What this task involves:
Only the lines from the start of the data through the line containing "desktop ---------- */" should be written out, exactly as they are, with both ends included and the pictures left out.

Provided material:
────────────────────────────────────────

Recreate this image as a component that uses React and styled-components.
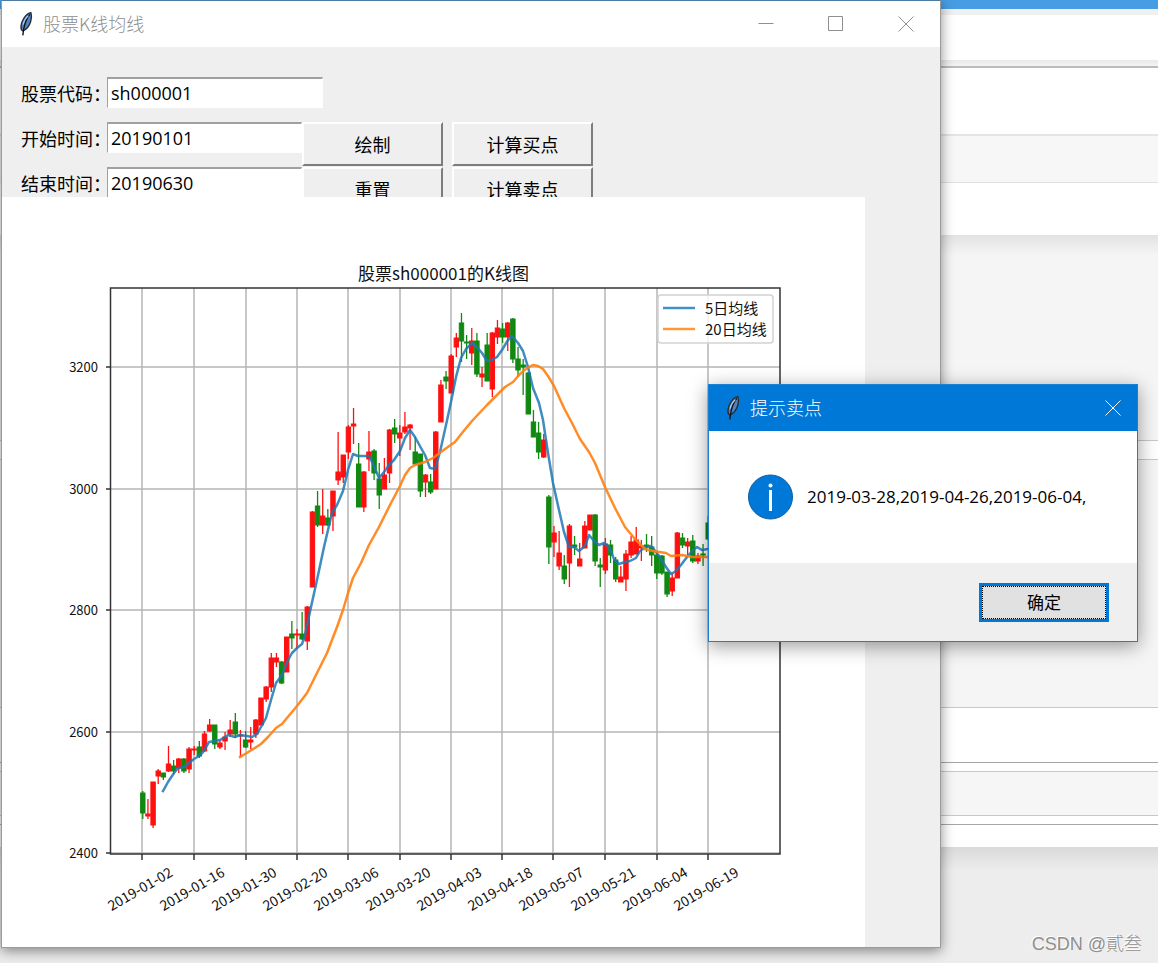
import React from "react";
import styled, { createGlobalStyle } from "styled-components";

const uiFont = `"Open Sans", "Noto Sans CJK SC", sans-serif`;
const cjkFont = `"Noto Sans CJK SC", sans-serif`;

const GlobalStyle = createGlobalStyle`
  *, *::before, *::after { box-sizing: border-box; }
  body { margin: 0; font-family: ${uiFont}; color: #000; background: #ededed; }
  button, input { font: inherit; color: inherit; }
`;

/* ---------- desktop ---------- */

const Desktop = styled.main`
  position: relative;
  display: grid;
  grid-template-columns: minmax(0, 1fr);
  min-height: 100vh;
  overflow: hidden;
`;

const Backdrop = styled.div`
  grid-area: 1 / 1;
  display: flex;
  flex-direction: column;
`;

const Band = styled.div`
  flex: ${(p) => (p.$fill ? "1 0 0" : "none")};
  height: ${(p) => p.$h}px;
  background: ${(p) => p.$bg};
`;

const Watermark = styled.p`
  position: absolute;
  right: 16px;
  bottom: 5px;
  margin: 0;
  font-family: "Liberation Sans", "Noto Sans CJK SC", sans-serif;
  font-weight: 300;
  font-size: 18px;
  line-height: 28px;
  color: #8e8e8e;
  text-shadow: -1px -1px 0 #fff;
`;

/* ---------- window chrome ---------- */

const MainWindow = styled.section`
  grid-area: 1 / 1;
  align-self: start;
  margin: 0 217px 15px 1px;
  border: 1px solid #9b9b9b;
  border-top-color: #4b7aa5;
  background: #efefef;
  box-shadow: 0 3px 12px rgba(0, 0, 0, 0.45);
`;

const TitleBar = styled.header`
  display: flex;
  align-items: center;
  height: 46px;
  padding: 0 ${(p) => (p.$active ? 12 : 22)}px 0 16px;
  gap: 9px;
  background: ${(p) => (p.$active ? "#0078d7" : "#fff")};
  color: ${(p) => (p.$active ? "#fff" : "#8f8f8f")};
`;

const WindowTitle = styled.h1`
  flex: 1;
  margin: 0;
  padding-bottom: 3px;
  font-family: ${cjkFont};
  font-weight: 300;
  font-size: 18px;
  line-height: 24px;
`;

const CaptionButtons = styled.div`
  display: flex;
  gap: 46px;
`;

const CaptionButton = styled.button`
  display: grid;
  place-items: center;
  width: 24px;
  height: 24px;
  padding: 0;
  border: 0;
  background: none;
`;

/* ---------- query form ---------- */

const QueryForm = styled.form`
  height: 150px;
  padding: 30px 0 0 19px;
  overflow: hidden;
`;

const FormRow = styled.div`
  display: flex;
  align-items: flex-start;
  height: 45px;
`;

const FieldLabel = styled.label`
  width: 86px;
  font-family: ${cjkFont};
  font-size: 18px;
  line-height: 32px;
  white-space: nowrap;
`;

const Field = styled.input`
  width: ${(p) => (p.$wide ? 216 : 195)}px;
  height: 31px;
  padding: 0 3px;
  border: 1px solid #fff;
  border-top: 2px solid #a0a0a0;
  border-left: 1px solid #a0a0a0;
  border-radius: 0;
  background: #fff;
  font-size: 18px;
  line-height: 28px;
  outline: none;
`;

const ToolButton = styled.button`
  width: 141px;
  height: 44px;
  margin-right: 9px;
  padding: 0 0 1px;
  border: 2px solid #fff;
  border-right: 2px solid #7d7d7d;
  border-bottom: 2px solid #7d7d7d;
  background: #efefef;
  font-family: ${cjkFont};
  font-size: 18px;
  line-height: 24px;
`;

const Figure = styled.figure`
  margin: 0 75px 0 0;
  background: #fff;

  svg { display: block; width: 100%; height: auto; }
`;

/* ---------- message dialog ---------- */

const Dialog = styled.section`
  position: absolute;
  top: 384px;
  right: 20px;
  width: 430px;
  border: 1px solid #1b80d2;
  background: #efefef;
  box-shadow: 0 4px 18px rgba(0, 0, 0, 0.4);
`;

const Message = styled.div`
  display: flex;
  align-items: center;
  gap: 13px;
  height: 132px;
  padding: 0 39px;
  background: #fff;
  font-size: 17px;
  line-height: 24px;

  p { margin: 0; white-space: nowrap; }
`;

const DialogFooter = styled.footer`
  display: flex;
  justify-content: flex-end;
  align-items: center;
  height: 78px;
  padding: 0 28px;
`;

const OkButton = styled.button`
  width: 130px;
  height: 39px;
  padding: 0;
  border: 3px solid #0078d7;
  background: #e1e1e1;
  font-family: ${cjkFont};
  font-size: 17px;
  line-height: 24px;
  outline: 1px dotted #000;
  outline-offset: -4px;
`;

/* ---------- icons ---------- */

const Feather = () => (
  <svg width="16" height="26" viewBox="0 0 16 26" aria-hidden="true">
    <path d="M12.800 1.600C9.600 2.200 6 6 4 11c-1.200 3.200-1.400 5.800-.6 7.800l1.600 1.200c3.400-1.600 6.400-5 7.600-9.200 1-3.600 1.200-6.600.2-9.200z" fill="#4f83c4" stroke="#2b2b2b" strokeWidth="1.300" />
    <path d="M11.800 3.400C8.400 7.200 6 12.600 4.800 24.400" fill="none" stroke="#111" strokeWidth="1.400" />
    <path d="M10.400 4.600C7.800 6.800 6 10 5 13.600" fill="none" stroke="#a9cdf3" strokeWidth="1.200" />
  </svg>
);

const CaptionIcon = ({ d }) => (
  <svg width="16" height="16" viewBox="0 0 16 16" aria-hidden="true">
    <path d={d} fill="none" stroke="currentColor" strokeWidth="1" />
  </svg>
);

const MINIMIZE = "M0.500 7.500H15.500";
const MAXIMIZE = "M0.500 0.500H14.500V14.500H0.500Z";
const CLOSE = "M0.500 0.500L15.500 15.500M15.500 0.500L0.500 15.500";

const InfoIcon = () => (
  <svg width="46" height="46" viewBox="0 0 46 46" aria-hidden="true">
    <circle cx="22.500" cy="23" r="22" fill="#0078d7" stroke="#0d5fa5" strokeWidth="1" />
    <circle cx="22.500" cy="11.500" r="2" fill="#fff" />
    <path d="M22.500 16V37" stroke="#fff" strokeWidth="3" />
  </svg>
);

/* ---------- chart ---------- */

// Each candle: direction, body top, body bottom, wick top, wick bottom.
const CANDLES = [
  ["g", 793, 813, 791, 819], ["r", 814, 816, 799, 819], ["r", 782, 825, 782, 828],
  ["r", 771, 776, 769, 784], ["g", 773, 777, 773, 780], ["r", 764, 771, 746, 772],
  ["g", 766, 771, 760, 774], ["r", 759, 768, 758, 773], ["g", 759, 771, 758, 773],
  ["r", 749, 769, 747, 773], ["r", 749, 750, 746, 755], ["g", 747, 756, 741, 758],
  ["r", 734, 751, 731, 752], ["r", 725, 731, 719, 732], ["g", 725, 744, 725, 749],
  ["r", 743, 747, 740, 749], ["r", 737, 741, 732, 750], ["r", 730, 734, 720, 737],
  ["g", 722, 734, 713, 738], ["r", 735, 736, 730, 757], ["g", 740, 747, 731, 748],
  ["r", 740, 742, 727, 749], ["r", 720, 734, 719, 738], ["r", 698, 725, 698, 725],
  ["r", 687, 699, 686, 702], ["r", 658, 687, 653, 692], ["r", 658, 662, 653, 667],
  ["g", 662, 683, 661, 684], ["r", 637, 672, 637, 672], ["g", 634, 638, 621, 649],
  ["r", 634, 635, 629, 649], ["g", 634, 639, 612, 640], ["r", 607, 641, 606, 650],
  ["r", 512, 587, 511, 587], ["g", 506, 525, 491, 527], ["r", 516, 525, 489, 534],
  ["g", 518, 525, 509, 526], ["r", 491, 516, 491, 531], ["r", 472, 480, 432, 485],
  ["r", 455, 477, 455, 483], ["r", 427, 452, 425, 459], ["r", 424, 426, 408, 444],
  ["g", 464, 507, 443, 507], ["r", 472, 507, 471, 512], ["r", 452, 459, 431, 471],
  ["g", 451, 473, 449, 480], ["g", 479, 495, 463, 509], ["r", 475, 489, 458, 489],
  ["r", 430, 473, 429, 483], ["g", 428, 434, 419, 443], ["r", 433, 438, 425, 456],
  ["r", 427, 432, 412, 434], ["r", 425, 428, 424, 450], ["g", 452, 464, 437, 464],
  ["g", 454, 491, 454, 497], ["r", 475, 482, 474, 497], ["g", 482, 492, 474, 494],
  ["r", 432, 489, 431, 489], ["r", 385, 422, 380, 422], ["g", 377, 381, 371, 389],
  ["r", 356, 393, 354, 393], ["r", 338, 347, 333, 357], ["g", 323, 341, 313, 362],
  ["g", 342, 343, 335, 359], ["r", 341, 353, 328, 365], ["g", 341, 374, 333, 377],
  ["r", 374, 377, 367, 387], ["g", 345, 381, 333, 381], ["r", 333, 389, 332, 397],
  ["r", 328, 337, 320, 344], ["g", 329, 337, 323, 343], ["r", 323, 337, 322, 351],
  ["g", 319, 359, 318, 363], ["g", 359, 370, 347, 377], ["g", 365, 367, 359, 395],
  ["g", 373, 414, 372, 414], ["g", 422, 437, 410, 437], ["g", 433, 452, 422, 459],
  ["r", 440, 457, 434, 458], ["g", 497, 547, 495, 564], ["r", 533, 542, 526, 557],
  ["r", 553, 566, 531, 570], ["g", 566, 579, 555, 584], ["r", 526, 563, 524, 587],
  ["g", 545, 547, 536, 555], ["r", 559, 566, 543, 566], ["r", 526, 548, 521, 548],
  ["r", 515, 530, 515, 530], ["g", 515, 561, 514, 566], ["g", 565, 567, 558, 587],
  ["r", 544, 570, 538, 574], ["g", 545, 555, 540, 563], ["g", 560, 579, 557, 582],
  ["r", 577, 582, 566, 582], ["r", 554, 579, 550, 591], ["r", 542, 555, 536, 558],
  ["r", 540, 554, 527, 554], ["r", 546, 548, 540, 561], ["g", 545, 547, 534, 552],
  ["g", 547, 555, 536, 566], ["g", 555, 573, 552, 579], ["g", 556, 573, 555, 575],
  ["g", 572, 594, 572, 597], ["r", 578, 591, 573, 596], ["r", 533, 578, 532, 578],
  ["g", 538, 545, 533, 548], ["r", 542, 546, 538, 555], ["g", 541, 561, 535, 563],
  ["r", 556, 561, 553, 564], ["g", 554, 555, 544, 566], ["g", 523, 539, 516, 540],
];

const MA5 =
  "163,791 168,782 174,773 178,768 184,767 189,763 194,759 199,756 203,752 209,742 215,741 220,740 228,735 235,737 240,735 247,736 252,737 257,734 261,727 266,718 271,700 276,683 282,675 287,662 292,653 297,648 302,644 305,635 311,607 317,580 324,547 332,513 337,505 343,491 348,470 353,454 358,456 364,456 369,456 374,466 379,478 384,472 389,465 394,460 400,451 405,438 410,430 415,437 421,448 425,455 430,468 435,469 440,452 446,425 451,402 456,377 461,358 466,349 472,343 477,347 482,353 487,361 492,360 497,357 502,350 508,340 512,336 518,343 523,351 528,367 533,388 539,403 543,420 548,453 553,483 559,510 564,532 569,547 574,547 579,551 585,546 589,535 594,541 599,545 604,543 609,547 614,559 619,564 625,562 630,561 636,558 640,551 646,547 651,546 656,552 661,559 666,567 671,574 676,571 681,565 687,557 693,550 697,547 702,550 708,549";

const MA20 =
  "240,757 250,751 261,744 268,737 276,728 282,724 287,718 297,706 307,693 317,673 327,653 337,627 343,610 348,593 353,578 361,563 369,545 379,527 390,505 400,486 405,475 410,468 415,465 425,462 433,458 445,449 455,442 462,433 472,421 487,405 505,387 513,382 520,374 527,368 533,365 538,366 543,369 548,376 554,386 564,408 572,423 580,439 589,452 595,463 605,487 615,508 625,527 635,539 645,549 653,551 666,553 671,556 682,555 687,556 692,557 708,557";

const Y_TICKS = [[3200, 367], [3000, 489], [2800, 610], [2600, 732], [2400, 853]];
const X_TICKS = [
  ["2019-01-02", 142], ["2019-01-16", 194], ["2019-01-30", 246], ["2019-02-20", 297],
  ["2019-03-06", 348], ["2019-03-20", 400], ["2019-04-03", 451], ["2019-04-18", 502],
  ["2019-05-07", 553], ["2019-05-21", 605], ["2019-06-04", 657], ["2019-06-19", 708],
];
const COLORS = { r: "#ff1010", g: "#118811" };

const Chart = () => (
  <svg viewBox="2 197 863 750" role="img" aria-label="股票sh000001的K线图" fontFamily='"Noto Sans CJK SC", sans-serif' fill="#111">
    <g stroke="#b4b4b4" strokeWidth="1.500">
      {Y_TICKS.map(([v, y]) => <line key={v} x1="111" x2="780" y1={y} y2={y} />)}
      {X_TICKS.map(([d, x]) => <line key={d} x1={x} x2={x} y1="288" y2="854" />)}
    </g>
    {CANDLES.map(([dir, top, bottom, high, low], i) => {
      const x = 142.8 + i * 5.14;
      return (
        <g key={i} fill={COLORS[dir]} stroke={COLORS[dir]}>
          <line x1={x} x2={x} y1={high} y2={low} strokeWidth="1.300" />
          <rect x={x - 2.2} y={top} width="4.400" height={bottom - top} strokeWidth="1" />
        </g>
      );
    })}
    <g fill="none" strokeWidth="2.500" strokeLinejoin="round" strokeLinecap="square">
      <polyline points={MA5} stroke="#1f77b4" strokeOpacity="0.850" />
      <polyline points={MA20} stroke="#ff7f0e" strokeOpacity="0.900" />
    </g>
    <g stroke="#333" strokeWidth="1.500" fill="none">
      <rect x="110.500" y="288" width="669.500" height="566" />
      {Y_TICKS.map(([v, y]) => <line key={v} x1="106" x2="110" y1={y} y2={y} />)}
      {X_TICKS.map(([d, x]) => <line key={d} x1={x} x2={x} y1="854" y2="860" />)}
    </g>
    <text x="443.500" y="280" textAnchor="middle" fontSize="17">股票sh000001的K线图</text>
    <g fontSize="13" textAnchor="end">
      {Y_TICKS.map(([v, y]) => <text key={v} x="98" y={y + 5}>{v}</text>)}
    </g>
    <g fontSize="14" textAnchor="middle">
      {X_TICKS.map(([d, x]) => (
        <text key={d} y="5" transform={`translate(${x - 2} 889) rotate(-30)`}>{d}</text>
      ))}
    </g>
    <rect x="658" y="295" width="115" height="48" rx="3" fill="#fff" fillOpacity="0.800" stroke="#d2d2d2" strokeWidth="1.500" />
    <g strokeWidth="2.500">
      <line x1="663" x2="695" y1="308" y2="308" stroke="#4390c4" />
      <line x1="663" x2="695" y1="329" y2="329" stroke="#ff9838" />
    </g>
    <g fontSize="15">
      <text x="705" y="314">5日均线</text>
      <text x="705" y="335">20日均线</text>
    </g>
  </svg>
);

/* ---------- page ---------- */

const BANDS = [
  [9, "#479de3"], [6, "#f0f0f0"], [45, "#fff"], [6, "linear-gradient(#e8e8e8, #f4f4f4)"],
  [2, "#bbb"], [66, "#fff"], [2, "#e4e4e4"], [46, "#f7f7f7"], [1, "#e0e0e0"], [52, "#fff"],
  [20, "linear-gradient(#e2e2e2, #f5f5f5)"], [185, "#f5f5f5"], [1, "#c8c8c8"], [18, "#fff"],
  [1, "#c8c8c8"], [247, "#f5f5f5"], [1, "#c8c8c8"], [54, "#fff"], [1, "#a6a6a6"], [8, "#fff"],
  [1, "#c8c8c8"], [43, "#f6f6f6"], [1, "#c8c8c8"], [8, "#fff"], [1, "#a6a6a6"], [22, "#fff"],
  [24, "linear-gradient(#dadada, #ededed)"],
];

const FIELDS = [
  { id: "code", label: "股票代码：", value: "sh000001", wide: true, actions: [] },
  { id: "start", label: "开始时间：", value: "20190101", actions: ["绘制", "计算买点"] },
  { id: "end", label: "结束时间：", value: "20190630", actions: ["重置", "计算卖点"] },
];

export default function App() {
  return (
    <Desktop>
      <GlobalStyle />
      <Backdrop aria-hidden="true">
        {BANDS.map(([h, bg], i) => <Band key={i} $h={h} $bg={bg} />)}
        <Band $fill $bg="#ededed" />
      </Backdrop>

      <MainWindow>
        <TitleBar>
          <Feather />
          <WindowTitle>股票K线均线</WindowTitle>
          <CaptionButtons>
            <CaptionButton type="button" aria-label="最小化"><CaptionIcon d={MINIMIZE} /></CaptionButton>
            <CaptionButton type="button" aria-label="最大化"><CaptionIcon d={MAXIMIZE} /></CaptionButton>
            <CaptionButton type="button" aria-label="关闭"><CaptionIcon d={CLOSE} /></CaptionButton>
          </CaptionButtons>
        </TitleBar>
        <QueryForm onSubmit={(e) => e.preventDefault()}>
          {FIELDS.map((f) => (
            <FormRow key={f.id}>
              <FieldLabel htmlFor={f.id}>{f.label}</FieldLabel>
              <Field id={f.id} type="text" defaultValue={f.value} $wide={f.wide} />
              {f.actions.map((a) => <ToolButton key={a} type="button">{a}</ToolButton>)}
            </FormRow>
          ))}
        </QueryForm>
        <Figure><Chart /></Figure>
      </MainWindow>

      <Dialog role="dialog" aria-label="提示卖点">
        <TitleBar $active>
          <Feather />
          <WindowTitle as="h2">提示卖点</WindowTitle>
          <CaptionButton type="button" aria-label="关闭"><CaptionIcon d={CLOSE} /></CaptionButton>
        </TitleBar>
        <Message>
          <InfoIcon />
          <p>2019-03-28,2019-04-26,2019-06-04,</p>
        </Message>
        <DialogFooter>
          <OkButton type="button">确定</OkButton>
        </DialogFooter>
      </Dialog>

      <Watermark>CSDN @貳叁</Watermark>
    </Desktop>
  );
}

────────────────────────────────────────

Correct answer:
Recreate this image as a component that uses React and styled-components.
import React from "react";
import styled, { createGlobalStyle } from "styled-components";

const uiFont = `"Open Sans", "Noto Sans CJK SC", sans-serif`;
const cjkFont = `"Noto Sans CJK SC", sans-serif`;

const GlobalStyle = createGlobalStyle`
  *, *::before, *::after { box-sizing: border-box; }
  body { margin: 0; font-family: ${uiFont}; color: #000; background: #ededed; }
  button, input { font: inherit; color: inherit; }
`;

/* ---------- desktop ---------- */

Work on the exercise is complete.